No referendo, 62,5% dos eleitores compareceram, houve apenas 5,8% de votos nulos e brancos, e o 'não' obteve vitória com 61,31%, ante 38,69% do 'sim' entre os dos votos válidos. “É uma vitória insofismável para o primeiro-ministro grego Alexis Tsipras e também uma derrota para Angela Merkel, a grande liderança da União Europeia. Sua política é posta em xeque com esse resultado”, avalia Flávio Aguiar.
“Varoufakis considera que se tornou uma figura não palatável para os outros ministros da área financeira. E isso tem um fundo de verdade. Varoufax, como professor de economia e acadêmico, é muito melhor que todo esse conjunto de ministros, inclusive o ministro alemão Wolfgang Schober.

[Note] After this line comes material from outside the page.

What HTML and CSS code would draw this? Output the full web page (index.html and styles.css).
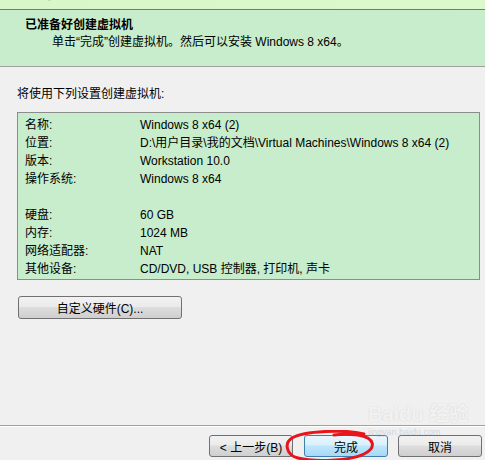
FILE: index.html
```html
<!DOCTYPE html>
<html lang="zh-CN">
  <head>
    <meta charset="UTF-8" />
    <title>新建虚拟机向导</title>
    <link rel="stylesheet" href="styles.css">
  </head>
  <body>
    <div class="page">
      <div class="title-strip">
        <span class="title-cut">新建虚拟机向导</span>
      </div>

      <div class="header">
        <div class="header-title">已准备好创建虚拟机</div>
        <div class="header-sub">单击“完成”创建虚拟机。然后可以安装 Windows 8 x64。</div>
      </div>

      <div class="content">
        <p class="intro">将使用下列设置创建虚拟机:</p>

        <div class="summary">
          <span>名称:</span><span>Windows 8 x64 (2)</span>
          <span>位置:</span><span>D:\用户目录\我的文档\Virtual Machines\Windows 8 x64 (2)</span>
          <span>版本:</span><span>Workstation 10.0</span>
          <span>操作系统:</span><span>Windows 8 x64</span>
          <span class="blank"></span><span class="blank"></span>
          <span>硬盘:</span><span>60 GB</span>
          <span>内存:</span><span>1024 MB</span>
          <span>网络适配器:</span><span>NAT</span>
          <span>其他设备:</span><span>CD/DVD, USB 控制器, 打印机, 声卡</span>
        </div>

        <button class="btn btn-wide">自定义硬件(C)...</button>
      </div>

      <div class="footer">
        <button class="btn">&lt; 上一步(B)</button>
        <button class="btn btn-default">完成</button>
        <button class="btn">取消</button>
      </div>

      <div class="watermark">
        <span class="wm-logo">Baidu 经验</span>
        <span class="wm-url">jingyan.baidu.com</span>
      </div>

      <svg class="circle" width="96" height="32" viewBox="0 0 96 32">
        <path d="M80 4 C60 -1 20 1 8 8 C0 13 2 25 14 28 C30 32 66 31 80 24 C92 18 92 8 74 5 C66 4 56 4 50 5"
              fill="none" stroke="#e8141b" stroke-width="3" stroke-linecap="round" />
      </svg>
    </div>
  </body>
</html>
```

FILE: styles.css
```css
* {
  margin: 0;
  padding: 0;
  box-sizing: border-box;
}

body {
  background-color: #f0f0f0;
  font-family: "Liberation Sans", "Noto Sans CJK SC", sans-serif;
  font-size: 12px;
  color: #000;
}

.page {
  position: relative;
  height: 460px;
  display: flex;
  flex-direction: column;
  overflow: hidden;
}

.title-strip {
  height: 10px;
  background: linear-gradient(to right, #d9f6c9, #dcf9cc);
  border-bottom: 1px solid #6e7f6e;
  overflow: hidden;
}

.title-cut {
  display: block;
  margin-top: -13px;
  margin-left: -2px;
  font-size: 12px;
  line-height: 16px;
  font-weight: bold;
  color: #2a3550;
}

.header {
  height: 57px;
  background-color: #c7edcc;
  border-bottom: 1px solid #a0a0a0;
  padding-top: 7px;
}

.header-title {
  line-height: 17px;
  padding-left: 25px;
  font-weight: bold;
}

.header-sub {
  line-height: 17px;
  padding-left: 52px;
}

.content {
  padding: 18px 5px 0 17px;
}

.intro {
  line-height: 18px;
}

.summary {
  margin-top: 9px;
  width: 463px;
  background-color: #c7edcc;
  border: 1px solid #8c8c8c;
  padding: 3px 0 1px 7px;
  display: grid;
  grid-template-columns: 115px 1fr;
  line-height: 18px;
  white-space: nowrap;
}

.blank {
  height: 18px;
}

.btn {
  font-family: "Liberation Sans", "Noto Sans CJK SC", sans-serif;
  font-size: 12px;
  color: #000;
  width: 84px;
  height: 22px;
  border: 1px solid #707070;
  border-radius: 3px;
  background: linear-gradient(to bottom, #f2f2f2 0%, #ebebeb 45%, #dddddd 50%, #cfcfcf 100%);
}

.btn-wide {
  margin-top: 16px;
  margin-left: 1px;
  width: 164px;
  height: 23px;
}

.btn-default {
  border-color: #3c7fb1;
  background: linear-gradient(to bottom, #eaf6fd 0%, #d9f0fc 45%, #bee6fd 50%, #a7d9f5 100%);
}

.footer {
  margin-top: auto;
  border-top: 1px solid #a0a0a0;
  box-shadow: inset 0 1px 0 #ffffff;
  padding: 9px 3px 3px 0;
  display: flex;
  justify-content: flex-end;
  gap: 10px;
}

.footer .btn:first-child {
  margin-right: 1px;
}

.watermark {
  position: absolute;
  left: 368px;
  top: 403px;
  display: flex;
  flex-direction: column;
  pointer-events: none;
}

.wm-logo {
  font-size: 20px;
  font-weight: bold;
  color: rgba(255, 255, 255, 0.75);
  text-shadow: 0 0 1px rgba(160, 160, 160, 0.5);
  line-height: 22px;
}

.wm-url {
  margin-top: 2px;
  font-size: 9px;
  line-height: 10px;
  color: rgba(160, 180, 200, 0.45);
}

.circle {
  position: absolute;
  left: 284px;
  top: 430px;
}
```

Nas reuniões que tinha com os ministros da área financeira, Varoufax dava um baile em todos eles porque conseguia argumentar contra os planos de austeridade”, afirmou Aguiar, destacando o apoio que o ministro recebeu de prêmios Nobel da Economia, como Paul Krugman e Joseph Stiglitz, e também do economista Thomas Piketty, autor do livroO Capital, sobre o capitalismo no século 21. “Varoufakis realmente se tornou uma figura não grata para os demais ministros. E ele diz que com sua renúncia pode facilitar o caminho de Tsipras para chegar a um acordo”.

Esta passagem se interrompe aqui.